DECLINING soil carbon and rising disease pressure in crops is an Australia-wide challenge and yet tools to manage it are already at hand.
When crops no longer perform as they once did revert soil to pasture and graze it for a few years. Bring it back into crop production and the results will amaze you.
So say Lindsay Bell, farming systems scientist with CSIRO Toowoomba, and Mal Ryley, plant pathologist in summer field crops for 32 years with QDAF Toowoomba, who gave an inspiring presentation at Lismore to agronomists from the Richmond and Clarence Valleys earlier this week.
Cropping and pasture exist side by side on the North Coast but the good oil from Toowoomba suggests swapping sides of the fence every few years to boost soil carbon and increase beneficial microbes which feast on disease.
Having suggested that Dr Bell and Dr Ryley both admit that zero data, in the rigorous scientific sense, exists on far north coast cropping rotations.
However, there is every evidence to suggest that such a rotation, which involves a farm looking after livestock as well as monoculture plants, is particularly good for soil, leading to stronger farm resilience as a direct result of increased microbe activity underground.
Carbon content ramps up quickly under pasture with so many vigorous roots providing support for microbes, and leaving drainage pathways when they decompose. Increased micobial activity competes well against disease like charcoal rot, especially prevalent in coast soybean crops as late summer approaches.
“We have seen dramatic decline crown rot and yellow leaf spot disease in soil under pasture as well,” said Dr Bell. “Interestingly Fusarium sometimes increases under pasture.”
Increased microbial competition, encouraging the creation of ‘good nematodes’ also reduced the population of crop damaging root lesion nematode.
Beneficial mycorrhiza fungi was also more prevalent under pasture than in cropping soils.
When creating pasture Mr Bell advised farmers not skimp on seed when transitioning from cropping, to minimise loss of production during that first year.

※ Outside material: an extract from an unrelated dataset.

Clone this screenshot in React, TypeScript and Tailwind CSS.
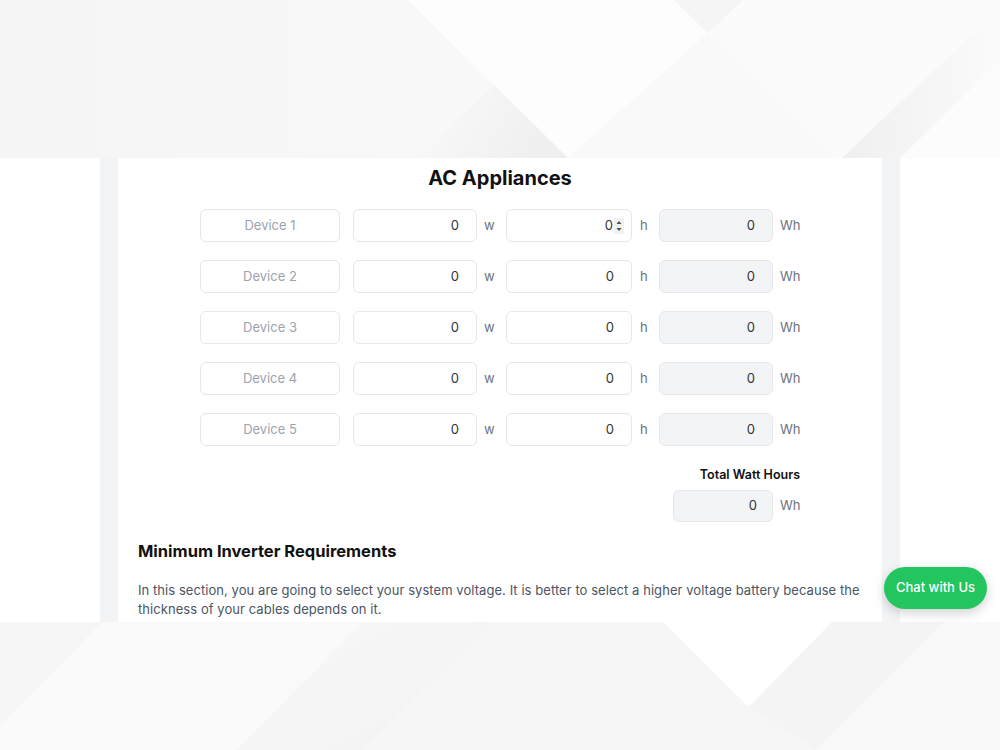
import React from "react";

const DEVICES = ["Device 1", "Device 2", "Device 3", "Device 4", "Device 5"];

function Spinner() {
  return (
    <svg width="10" height="16" viewBox="0 0 10 16" className="ml-[1px]">
      <rect x="0" y="0" width="10" height="16" fill="#f1f1f1" />
      <path d="M2.5 6 L5 3 L7.5 6 Z" fill="#505050" />
      <path d="M2.5 10 L5 13 L7.5 10 Z" fill="#505050" />
    </svg>
  );
}

function Backdrop() {
  return (
    <svg
      className="absolute inset-0 h-full w-full"
      viewBox="0 0 1000 750"
      preserveAspectRatio="none"
    >
      <defs>
        <linearGradient id="lft" x1="0" y1="0" x2="1" y2="0">
          <stop offset="0" stopColor="#f5f5f5" />
          <stop offset="1" stopColor="#f9f9f9" />
        </linearGradient>
        <linearGradient id="shd" x1="0" y1="0" x2="1" y2="0.3">
          <stop offset="0" stopColor="#fafafa" />
          <stop offset="1" stopColor="#efefef" />
        </linearGradient>
        <linearGradient id="rgt" x1="0" y1="0" x2="1" y2="0">
          <stop offset="0" stopColor="#efefef" />
          <stop offset="1" stopColor="#fbfbfb" />
        </linearGradient>
        <linearGradient id="btm" x1="0" y1="0" x2="1" y2="1">
          <stop offset="0" stopColor="#f7f7f7" />
          <stop offset="1" stopColor="#f3f3f3" />
        </linearGradient>
      </defs>
      <rect x="0" y="0" width="1000" height="750" fill="#f8f8f8" />
      {/* top band */}
      <polygon points="0,0 408,0 568,158 0,158" fill="url(#lft)" />
      <polygon points="408,0 674,0 708,33 568,158" fill="#fdfdfd" />
      <polygon points="494,85 420,158 568,158" fill="url(#shd)" />
      <polygon points="674,0 743,0 708,33" fill="#f5f5f5" />
      <polygon points="743,0 1000,0 1000,8 842,158 834,158 708,33" fill="#fbfbfb" />
      <polygon points="708,33 834,158 568,158" fill="#f9f9f9" />
      <polygon points="1000,8 1000,60 900,158 842,158" fill="url(#rgt)" />
      <polygon points="1000,60 1000,158 900,158" fill="#fcfcfc" />
      {/* bottom band */}
      <polygon points="0,622 102,622 0,727" fill="#f6f6f6" />
      <polygon points="102,622 363,622 236,750 0,750 0,727" fill="#fafafa" />
      <polygon points="363,622 491,622 363,750 236,750" fill="url(#btm)" />
      <polygon points="491,622 663,622 749,707 816,750 363,750" fill="#f6f6f6" />
      <polygon points="663,622 832,622 749,707" fill="#ffffff" />
      <polygon points="832,622 944,622 816,750 749,707" fill="#f4f4f4" />
      <polygon points="944,622 1000,622 1000,750 816,750" fill="#f9f9f9" />
    </svg>
  );
}

export default function App() {
  return (
    <div
      className="relative h-[750px] w-[1000px] overflow-hidden"
      style={{ fontFamily: "Inter, 'Noto Sans', sans-serif" }}
    >
      <Backdrop />
      <div className="relative flex h-full flex-col">
        <div className="h-[158px]" />

        <div className="relative h-[464px] bg-white">
          <div className="mx-auto h-full w-[800px] bg-[#f3f4f6] px-[18px]">
            <div className="h-full bg-white px-5 pt-[6px]">
              <h2 className="text-center text-[20px] font-bold leading-7 text-[#111]">
                AC Appliances
              </h2>

              <div className="mx-auto mt-[17px] flex w-fit flex-col gap-[18px]">
                {DEVICES.map((d, i) => (
                  <div key={d} className="flex h-[33px] items-center text-[13px]">
                    <div className="flex h-[33px] w-[140px] shrink-0 items-center justify-center rounded-md border border-[#e5e7eb] text-[#9ca3af]">
                      {d}
                    </div>
                    <div className="ml-[13px] flex h-[33px] w-[124px] shrink-0 items-center justify-end rounded-md border border-[#e5e7eb] pr-[17px] text-[#333]">
                      0
                    </div>
                    <span className="ml-[7px] w-[9px] shrink-0 text-[#6b7280]">w</span>
                    <div
                      className={
                        i === 0
                          ? "ml-[13px] flex h-[33px] w-[126px] shrink-0 items-center justify-end rounded-md border border-[#e5e7eb] pr-[7px] text-[#333]"
                          : "ml-[13px] flex h-[33px] w-[126px] shrink-0 items-center justify-end rounded-md border border-[#e5e7eb] pr-[17px] text-[#333]"
                      }
                    >
                      0{i === 0 && <Spinner />}
                    </div>
                    <span className="ml-[8px] w-[7px] shrink-0 text-[#6b7280]">h</span>
                    <div className="ml-[12px] flex h-[33px] w-[114px] shrink-0 items-center justify-end rounded-md border border-[#e5e7eb] bg-[#f3f4f6] pr-[17px] text-[#333]">
                      0
                    </div>
                    <span className="ml-[7px] w-[20px] shrink-0 text-[#6b7280]">Wh</span>
                  </div>
                ))}

                <div className="mt-[2px] flex flex-col items-end">
                  <div className="text-[12.5px] font-semibold text-[#111]">Total Watt Hours</div>
                  <div className="mt-[5px] flex items-center text-[13px]">
                    <div className="flex h-8 w-[100px] shrink-0 items-center justify-end rounded-md border border-[#e5e7eb] bg-[#f3f4f6] pr-[15px] text-[#333]">
                      0
                    </div>
                    <span className="ml-[7px] w-[20px] shrink-0 text-[#6b7280]">Wh</span>
                  </div>
                </div>
              </div>

              <h3 className="mt-[17px] text-[16.5px] font-bold leading-6 text-[#111]">
                Minimum Inverter Requirements
              </h3>
              <p className="mt-[18px] text-[13px] leading-[19px] tracking-[0.06px] text-[#4b5563]">
                In this section, you are going to select your system voltage. It is better to
                select a higher voltage battery because the thickness of your cables depends on
                it.
              </p>
            </div>
          </div>

          <button className="absolute bottom-[13px] right-[13px] h-[42px] w-[103px] rounded-full bg-[#22c55e] text-[13px] font-medium text-white shadow-[0_4px_12px_rgba(0,0,0,0.18)]">
            Chat with Us
          </button>
        </div>

        <div className="flex-1" />
      </div>
    </div>
  );
}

“Get your agronomy right,” he said. “Plant pasture as if it was a crop.”
Choosing the right grass might also make the transition back to cropping a lot easier, they said, citing Panic as an option with easy-to-establish Rhodes hard to destroy. Whatever the variety it was important to let bare soil dry out before planting a new crop. Grazing livestock will return better than cutting and carting hay.